Source material:

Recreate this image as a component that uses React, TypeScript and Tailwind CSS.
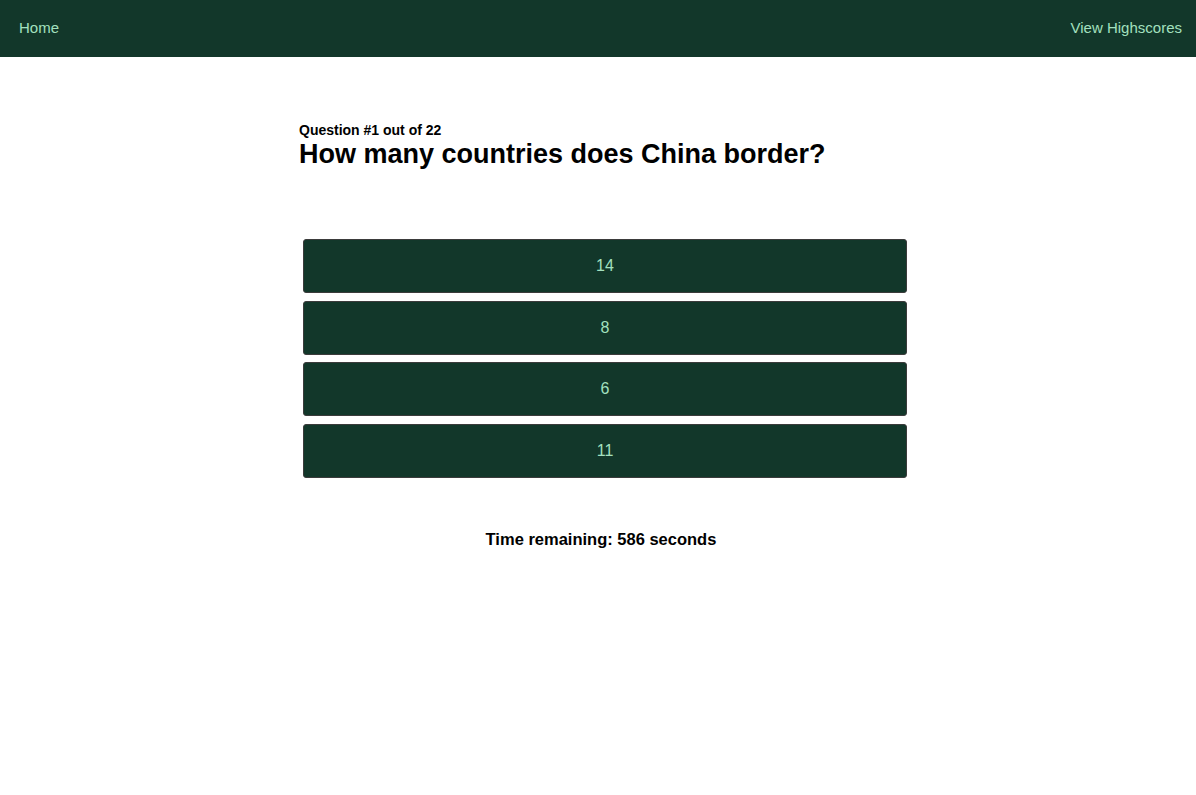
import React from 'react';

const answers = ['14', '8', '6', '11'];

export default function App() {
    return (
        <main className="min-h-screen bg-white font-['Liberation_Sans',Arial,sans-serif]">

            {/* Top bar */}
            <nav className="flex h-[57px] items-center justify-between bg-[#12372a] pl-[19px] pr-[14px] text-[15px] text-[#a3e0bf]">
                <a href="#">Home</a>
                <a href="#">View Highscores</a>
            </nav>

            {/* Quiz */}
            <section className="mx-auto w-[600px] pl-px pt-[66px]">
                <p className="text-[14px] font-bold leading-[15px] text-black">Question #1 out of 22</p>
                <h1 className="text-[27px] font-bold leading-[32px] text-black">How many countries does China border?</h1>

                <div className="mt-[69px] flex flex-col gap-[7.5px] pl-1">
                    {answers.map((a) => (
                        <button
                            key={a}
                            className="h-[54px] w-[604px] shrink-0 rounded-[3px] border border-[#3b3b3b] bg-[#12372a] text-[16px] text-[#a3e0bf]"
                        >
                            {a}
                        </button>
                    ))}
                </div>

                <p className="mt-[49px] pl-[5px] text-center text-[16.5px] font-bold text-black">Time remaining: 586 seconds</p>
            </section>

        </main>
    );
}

Exercise objective:
Go over the data above and copy every line that has the word "React" in it.

Written answer:
Recreate this image as a component that uses React, TypeScript and Tailwind CSS.
import React from 'react';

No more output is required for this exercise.